▶ **WORK TO COMPLETE**: Copy out each line of the listing that has the word "this" in it.

▶ **PROVIDED DATA**:
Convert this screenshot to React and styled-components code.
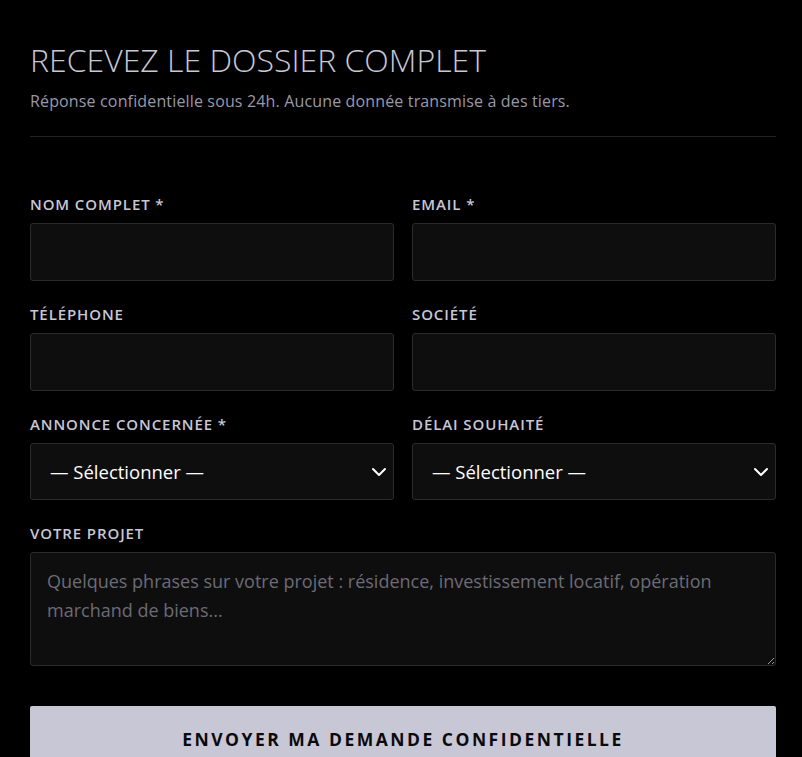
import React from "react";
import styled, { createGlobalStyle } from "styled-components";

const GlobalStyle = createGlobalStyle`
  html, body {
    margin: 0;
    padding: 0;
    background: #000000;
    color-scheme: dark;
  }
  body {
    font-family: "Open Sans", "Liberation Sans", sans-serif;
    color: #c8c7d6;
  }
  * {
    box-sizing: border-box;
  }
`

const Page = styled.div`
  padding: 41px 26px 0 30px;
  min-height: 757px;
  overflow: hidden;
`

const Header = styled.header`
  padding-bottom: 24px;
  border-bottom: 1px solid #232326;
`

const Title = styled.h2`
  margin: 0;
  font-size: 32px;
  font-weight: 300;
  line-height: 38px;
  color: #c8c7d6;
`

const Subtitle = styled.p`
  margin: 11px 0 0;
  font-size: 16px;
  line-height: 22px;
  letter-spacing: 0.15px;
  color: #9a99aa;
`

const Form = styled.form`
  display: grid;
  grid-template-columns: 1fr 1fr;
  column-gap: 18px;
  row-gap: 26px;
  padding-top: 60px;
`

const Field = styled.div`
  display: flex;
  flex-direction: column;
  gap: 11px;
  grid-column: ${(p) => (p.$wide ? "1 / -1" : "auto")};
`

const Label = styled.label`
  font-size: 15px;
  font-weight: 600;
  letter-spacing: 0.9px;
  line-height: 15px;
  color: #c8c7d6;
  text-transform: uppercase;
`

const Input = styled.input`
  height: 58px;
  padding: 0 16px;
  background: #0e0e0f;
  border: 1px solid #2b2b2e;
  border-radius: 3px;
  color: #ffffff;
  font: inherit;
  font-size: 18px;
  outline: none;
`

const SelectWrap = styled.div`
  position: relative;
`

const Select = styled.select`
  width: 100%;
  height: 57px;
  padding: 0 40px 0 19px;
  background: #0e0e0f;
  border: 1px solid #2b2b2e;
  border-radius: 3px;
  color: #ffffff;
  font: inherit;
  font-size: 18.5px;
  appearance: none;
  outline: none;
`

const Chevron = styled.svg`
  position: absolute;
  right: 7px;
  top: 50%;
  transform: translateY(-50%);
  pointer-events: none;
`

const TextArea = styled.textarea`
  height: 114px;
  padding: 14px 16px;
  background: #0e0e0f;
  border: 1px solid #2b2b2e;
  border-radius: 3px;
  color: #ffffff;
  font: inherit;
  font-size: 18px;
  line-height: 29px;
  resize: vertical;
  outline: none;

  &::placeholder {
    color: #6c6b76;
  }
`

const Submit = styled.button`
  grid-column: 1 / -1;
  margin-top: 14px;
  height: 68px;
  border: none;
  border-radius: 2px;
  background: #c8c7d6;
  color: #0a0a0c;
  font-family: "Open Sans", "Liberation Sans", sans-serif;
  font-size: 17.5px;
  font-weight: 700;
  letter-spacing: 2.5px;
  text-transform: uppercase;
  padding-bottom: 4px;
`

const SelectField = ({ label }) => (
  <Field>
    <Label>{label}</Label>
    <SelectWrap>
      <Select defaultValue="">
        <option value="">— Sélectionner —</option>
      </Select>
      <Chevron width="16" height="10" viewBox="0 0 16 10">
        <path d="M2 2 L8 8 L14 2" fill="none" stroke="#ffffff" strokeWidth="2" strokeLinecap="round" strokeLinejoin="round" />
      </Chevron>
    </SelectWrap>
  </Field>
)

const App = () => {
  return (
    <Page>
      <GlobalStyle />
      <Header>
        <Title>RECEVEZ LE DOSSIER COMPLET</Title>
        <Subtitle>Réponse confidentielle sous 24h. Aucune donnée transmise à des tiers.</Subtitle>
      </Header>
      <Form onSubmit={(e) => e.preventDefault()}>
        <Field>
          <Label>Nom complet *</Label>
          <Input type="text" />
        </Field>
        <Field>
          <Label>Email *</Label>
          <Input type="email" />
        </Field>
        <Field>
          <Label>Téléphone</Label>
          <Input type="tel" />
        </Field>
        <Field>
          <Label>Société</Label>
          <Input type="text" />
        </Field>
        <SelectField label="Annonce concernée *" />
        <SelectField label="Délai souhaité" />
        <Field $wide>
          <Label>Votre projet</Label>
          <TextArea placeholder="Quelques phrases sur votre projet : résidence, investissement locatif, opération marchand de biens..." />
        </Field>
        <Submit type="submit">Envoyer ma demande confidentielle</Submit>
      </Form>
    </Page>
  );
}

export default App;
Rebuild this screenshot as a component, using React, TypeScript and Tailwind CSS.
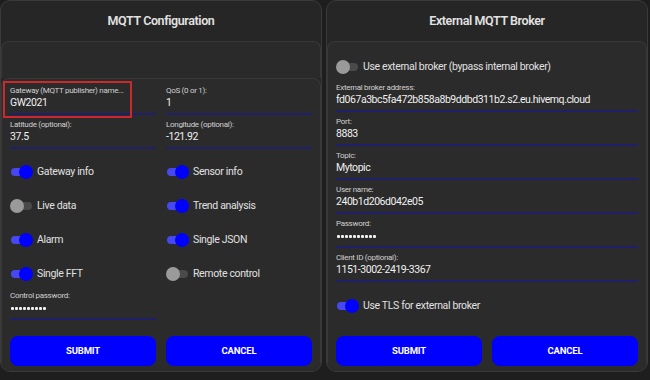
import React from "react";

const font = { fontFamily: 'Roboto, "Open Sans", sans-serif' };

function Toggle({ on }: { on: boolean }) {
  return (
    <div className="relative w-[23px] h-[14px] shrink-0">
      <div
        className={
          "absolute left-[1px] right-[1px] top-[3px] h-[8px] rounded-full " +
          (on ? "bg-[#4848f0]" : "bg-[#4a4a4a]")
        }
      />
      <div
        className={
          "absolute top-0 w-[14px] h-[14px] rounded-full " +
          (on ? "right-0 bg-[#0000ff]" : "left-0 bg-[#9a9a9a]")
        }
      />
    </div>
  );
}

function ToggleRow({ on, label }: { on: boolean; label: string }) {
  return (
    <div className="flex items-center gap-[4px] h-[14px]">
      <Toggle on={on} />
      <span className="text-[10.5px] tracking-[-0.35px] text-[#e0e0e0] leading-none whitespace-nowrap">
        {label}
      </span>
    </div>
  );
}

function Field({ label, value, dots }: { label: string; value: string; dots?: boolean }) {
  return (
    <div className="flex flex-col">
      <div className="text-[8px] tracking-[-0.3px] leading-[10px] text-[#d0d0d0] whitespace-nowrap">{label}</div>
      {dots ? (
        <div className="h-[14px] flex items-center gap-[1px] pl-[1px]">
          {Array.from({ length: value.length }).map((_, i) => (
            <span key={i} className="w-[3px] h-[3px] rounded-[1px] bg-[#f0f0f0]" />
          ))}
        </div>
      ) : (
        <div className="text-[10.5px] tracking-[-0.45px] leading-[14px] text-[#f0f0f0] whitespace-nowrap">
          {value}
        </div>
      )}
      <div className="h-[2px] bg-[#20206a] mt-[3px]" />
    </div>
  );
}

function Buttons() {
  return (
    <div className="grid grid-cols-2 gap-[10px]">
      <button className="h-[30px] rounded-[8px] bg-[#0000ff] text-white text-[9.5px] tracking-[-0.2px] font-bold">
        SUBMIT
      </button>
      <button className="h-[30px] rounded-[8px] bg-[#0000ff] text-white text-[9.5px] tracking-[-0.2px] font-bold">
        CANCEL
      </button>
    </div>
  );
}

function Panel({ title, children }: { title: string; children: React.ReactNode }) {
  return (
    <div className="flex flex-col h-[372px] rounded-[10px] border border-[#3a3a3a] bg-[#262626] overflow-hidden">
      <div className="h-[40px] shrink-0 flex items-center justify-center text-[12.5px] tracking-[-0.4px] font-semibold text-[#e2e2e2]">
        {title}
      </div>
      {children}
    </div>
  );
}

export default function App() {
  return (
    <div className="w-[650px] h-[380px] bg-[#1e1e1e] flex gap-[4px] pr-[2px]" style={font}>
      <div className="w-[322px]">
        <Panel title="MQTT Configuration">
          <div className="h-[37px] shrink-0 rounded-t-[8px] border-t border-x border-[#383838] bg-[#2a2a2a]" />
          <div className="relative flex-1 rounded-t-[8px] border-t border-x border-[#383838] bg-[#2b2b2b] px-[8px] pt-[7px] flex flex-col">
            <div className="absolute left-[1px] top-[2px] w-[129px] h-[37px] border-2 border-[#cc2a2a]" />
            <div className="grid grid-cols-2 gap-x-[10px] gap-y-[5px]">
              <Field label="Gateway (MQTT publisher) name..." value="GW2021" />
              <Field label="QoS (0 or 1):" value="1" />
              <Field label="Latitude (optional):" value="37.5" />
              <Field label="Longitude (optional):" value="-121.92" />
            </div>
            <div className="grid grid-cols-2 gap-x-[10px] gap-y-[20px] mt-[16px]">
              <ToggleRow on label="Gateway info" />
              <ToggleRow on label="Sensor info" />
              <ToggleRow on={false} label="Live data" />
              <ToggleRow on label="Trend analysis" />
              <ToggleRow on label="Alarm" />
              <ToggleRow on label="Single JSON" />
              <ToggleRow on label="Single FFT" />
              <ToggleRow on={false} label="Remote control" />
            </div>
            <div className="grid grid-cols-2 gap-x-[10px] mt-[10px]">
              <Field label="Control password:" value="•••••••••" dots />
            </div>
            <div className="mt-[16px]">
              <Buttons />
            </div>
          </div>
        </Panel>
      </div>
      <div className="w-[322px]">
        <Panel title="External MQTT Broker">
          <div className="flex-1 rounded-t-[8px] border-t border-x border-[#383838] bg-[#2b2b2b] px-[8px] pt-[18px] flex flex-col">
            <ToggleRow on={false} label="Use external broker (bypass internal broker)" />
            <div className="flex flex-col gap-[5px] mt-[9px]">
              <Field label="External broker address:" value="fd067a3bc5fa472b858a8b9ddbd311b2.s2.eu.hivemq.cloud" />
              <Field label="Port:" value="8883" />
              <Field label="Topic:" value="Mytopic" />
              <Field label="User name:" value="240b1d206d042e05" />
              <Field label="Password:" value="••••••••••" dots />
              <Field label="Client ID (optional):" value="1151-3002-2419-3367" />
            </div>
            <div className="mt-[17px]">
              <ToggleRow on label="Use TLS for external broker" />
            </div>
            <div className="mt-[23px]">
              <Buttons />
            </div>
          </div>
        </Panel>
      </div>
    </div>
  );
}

▶ **RESULT OF THE EXERCISE**:
Convert this screenshot to React and styled-components code.
Rebuild this screenshot as a component, using React, TypeScript and Tailwind CSS.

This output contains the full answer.